Start of RECORDS SUPPLIED

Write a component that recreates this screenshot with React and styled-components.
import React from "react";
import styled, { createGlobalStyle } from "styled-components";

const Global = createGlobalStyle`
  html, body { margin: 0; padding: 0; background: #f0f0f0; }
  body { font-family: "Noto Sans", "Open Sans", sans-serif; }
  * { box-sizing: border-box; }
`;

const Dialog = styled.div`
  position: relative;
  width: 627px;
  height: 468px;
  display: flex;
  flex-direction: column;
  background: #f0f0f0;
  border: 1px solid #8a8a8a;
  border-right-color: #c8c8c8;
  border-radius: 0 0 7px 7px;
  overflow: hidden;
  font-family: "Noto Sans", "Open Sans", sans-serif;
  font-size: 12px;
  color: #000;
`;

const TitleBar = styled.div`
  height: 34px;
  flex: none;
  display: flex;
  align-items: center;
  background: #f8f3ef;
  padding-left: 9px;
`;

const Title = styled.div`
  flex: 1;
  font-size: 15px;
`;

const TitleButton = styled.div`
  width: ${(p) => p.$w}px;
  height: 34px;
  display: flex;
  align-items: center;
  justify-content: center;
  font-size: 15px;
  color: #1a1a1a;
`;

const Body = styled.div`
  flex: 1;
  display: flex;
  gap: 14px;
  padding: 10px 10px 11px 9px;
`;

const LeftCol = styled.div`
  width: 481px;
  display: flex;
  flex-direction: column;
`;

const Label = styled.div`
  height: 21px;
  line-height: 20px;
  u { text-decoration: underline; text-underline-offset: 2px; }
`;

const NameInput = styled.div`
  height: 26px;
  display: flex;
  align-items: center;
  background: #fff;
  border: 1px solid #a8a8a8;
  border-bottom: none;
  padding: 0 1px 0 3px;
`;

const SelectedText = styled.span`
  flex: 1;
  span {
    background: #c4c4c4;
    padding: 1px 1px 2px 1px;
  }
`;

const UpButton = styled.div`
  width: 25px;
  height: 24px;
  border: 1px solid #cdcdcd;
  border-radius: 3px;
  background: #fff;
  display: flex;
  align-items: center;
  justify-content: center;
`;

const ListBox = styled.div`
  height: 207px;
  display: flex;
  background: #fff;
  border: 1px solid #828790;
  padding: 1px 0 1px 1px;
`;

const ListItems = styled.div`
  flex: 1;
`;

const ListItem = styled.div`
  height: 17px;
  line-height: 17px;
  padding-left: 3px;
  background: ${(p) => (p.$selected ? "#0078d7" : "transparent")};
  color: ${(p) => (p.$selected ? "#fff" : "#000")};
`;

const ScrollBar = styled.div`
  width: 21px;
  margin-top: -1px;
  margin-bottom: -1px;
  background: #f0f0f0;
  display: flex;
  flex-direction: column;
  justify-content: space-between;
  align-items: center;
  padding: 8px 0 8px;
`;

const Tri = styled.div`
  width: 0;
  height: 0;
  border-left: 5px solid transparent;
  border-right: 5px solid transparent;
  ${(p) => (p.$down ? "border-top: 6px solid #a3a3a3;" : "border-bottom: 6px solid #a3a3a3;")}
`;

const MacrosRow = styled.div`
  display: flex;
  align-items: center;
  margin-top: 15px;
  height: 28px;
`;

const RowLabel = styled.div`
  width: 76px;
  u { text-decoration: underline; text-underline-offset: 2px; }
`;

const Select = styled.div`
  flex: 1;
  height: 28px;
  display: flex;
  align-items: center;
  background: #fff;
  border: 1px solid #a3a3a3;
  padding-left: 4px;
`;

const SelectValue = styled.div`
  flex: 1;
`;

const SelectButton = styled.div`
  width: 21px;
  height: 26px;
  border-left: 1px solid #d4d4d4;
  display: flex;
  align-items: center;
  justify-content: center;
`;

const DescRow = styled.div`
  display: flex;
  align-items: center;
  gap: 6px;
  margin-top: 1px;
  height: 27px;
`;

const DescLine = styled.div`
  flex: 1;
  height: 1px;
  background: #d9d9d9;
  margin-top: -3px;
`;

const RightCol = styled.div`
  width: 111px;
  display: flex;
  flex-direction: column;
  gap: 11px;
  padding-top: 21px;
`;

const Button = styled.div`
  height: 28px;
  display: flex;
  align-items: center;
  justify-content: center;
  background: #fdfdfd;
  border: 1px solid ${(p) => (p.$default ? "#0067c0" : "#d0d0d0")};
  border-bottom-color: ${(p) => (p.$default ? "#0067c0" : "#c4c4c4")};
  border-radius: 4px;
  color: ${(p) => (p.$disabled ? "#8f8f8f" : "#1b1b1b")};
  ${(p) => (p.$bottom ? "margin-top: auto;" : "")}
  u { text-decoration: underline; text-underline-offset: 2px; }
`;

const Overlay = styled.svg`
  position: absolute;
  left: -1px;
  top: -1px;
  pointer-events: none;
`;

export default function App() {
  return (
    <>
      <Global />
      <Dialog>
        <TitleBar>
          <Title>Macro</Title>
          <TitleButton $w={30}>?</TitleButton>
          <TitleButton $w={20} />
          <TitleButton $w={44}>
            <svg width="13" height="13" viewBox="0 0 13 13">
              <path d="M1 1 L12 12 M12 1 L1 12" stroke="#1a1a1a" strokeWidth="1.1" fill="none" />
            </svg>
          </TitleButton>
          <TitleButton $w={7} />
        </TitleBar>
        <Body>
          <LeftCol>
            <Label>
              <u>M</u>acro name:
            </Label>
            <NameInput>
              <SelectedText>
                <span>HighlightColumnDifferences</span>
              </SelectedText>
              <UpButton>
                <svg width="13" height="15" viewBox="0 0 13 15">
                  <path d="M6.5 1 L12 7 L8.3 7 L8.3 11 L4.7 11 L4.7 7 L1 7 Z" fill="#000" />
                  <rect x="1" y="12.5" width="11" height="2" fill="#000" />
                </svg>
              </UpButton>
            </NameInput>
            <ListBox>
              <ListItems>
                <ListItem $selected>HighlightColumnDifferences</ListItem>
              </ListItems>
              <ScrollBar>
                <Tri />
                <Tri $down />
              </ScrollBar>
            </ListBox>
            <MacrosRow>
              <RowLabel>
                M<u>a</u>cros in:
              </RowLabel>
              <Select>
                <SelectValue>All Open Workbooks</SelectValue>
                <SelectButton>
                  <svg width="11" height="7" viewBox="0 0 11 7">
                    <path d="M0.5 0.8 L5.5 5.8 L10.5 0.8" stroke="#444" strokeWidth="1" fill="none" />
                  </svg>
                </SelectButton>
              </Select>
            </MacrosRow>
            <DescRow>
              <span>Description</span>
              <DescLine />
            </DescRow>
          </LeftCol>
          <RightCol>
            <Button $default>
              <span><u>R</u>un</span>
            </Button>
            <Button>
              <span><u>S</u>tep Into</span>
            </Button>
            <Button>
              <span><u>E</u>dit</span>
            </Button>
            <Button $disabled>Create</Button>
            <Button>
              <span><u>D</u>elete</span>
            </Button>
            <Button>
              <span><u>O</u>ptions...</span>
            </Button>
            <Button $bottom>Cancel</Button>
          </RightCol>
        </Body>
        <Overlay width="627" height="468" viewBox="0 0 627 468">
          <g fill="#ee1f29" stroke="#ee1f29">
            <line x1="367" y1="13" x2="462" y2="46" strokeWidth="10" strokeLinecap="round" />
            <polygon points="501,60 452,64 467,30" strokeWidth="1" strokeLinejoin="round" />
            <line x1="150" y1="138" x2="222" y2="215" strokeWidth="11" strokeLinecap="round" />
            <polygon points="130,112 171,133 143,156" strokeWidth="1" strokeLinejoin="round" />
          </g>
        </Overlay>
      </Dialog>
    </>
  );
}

End of RECORDS SUPPLIED
Start of RECORDS SUPPLIED

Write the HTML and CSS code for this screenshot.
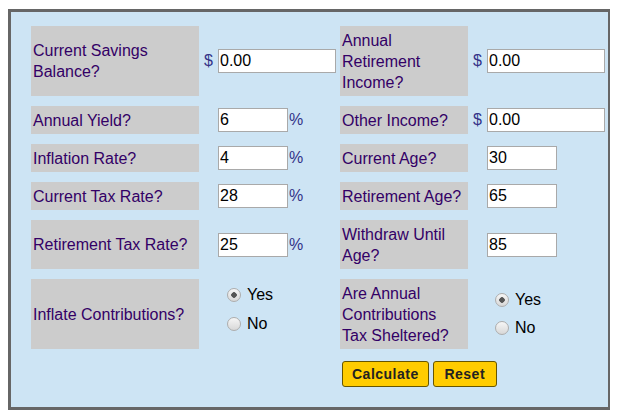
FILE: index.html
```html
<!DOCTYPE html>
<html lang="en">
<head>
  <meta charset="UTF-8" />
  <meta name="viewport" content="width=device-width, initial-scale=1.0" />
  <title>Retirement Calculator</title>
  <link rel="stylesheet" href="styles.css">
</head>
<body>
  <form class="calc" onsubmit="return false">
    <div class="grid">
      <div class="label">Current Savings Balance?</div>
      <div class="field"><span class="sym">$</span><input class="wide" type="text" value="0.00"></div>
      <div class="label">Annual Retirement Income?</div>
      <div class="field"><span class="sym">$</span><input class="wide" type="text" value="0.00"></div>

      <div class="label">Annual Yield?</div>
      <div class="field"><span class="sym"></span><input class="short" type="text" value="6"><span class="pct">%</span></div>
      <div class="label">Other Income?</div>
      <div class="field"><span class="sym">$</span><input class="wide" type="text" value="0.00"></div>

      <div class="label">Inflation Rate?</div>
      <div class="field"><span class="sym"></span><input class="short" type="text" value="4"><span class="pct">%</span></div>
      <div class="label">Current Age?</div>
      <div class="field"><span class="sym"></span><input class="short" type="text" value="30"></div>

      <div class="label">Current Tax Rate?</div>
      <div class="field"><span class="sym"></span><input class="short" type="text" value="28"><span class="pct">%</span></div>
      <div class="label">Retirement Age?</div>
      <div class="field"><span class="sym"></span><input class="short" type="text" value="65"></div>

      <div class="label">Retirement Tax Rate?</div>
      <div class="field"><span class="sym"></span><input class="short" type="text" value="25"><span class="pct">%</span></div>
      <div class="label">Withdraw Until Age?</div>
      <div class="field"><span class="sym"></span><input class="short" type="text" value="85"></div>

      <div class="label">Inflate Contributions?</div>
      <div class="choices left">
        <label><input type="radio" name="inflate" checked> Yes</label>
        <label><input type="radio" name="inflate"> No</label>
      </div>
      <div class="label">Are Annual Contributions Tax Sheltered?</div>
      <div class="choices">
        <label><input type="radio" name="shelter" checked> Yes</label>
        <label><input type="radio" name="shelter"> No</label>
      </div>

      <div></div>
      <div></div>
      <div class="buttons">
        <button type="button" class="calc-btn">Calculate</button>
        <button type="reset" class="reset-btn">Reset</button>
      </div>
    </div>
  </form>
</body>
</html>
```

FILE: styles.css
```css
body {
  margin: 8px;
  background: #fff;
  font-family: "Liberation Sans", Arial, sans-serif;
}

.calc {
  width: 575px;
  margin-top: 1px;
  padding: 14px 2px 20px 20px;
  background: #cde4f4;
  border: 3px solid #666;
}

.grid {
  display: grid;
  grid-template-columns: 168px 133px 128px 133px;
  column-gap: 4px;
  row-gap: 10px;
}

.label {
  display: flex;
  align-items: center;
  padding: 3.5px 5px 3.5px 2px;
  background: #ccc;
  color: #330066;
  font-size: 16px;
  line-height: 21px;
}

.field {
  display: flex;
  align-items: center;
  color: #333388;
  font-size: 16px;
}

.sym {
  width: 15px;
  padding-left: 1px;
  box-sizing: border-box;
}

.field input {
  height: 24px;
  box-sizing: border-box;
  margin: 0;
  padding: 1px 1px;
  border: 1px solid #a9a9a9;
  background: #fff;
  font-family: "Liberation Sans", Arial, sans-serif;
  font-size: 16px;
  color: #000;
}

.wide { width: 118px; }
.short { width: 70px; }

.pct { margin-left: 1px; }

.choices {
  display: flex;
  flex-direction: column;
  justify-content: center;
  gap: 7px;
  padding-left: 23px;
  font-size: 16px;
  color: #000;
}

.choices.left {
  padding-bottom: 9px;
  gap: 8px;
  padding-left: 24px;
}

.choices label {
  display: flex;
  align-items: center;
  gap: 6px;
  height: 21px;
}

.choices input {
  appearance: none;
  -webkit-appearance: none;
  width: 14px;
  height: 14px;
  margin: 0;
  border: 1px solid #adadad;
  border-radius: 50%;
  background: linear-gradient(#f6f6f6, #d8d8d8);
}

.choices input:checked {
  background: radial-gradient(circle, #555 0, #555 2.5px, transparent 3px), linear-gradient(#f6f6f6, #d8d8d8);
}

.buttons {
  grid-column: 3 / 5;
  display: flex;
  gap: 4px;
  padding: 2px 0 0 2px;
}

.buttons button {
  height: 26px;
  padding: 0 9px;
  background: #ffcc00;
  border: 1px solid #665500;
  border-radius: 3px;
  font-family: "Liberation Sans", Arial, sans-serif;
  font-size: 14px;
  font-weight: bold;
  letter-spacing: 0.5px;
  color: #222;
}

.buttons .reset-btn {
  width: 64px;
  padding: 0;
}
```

End of RECORDS SUPPLIED
Start of RECORDS SUPPLIED

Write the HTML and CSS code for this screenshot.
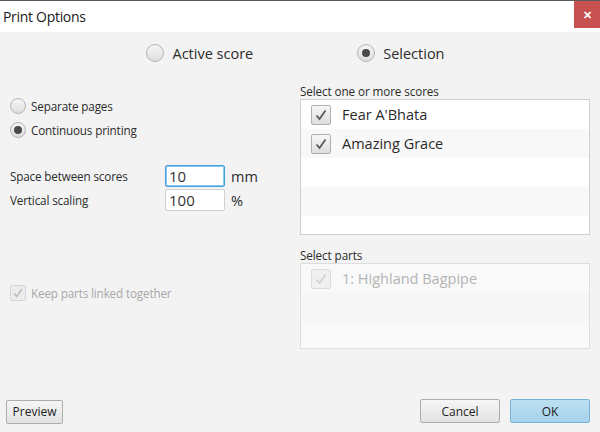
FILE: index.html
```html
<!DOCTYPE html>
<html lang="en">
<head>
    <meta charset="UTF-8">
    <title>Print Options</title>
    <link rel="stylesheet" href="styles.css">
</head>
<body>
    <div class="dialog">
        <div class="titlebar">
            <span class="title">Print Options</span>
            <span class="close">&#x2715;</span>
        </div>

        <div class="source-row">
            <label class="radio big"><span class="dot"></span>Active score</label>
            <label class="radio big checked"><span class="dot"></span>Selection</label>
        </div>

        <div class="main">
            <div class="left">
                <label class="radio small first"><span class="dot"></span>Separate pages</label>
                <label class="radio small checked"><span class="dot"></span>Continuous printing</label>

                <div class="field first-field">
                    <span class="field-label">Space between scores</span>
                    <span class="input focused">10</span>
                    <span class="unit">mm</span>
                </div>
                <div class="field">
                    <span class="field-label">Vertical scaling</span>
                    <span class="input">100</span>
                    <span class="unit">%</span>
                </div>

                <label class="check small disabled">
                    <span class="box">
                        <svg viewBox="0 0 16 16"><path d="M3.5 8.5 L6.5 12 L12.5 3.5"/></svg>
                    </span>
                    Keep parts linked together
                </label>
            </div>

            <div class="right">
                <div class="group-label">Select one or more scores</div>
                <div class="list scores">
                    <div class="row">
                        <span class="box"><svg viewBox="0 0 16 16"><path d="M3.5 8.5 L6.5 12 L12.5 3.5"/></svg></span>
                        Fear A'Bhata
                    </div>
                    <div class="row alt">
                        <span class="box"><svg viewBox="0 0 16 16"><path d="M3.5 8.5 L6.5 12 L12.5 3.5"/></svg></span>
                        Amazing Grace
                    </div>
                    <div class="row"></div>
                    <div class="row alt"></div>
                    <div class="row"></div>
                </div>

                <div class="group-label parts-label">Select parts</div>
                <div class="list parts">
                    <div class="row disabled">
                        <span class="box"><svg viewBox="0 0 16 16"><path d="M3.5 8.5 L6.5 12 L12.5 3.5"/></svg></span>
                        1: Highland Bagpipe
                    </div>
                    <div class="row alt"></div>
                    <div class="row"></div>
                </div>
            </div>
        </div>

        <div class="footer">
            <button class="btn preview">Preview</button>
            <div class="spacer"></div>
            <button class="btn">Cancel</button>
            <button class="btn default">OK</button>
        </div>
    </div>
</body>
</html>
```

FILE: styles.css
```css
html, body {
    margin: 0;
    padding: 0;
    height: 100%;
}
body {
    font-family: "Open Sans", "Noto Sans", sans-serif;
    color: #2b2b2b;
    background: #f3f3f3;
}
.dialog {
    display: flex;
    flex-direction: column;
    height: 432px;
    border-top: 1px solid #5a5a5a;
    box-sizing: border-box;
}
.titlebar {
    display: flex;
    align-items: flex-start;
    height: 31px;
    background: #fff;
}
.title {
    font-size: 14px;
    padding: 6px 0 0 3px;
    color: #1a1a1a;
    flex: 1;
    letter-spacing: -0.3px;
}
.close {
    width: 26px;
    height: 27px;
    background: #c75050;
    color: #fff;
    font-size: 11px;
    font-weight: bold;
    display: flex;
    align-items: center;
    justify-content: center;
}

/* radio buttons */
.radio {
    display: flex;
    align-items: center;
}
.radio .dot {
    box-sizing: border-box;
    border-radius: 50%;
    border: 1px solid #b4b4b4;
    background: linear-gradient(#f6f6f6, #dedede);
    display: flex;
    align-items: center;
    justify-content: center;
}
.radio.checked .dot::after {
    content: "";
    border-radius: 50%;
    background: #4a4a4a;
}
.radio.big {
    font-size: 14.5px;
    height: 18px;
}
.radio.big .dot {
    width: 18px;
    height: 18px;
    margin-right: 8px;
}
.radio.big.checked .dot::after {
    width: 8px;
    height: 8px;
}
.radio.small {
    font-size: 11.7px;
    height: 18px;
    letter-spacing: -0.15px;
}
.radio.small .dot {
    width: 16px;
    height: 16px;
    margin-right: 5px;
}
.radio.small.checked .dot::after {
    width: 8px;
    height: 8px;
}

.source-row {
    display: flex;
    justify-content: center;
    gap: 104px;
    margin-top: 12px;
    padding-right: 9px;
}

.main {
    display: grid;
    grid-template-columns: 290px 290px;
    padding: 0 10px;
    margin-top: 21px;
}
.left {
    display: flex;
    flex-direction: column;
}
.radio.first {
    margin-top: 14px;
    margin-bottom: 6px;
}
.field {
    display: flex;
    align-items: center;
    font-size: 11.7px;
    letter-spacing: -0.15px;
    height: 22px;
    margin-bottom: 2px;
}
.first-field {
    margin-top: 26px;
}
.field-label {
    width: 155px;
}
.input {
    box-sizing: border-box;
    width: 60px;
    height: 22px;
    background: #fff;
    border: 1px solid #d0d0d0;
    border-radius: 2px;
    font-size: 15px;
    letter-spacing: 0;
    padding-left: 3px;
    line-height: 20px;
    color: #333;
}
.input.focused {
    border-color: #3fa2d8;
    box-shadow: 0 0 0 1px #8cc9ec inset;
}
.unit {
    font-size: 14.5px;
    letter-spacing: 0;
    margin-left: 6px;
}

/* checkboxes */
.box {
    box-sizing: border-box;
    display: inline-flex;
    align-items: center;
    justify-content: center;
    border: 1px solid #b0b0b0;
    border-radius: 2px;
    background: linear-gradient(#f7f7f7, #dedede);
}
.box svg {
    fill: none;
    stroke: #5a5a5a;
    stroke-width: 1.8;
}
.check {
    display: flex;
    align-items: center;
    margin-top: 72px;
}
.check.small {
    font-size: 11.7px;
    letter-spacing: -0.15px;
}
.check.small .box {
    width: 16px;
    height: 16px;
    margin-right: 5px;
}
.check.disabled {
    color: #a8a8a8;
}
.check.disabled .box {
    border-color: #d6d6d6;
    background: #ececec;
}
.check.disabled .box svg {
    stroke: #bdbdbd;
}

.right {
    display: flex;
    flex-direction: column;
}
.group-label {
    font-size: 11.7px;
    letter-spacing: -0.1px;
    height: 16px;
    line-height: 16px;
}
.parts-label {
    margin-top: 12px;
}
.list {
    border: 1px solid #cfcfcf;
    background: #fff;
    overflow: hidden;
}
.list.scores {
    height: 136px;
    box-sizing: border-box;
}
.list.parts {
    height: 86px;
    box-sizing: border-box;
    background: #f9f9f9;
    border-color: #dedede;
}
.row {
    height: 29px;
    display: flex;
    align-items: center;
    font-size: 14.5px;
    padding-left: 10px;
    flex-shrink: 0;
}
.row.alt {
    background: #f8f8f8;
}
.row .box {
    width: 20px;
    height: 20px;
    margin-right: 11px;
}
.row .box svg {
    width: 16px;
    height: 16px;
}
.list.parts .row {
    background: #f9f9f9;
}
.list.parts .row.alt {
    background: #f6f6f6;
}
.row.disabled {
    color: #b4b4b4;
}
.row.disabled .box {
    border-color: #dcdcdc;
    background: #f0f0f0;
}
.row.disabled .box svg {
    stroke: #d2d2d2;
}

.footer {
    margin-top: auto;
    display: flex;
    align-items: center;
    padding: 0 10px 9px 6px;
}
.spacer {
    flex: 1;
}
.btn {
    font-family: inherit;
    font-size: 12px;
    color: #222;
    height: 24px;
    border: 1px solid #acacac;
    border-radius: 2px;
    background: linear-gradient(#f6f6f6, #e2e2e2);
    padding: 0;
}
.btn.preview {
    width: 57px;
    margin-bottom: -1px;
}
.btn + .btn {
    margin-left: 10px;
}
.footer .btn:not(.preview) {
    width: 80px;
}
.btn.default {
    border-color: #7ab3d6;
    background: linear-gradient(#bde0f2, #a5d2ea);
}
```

End of RECORDS SUPPLIED

Report all lines of the data above that include the string "React".

Write a component that recreates this screenshot with React and styled-components.
import React from "react";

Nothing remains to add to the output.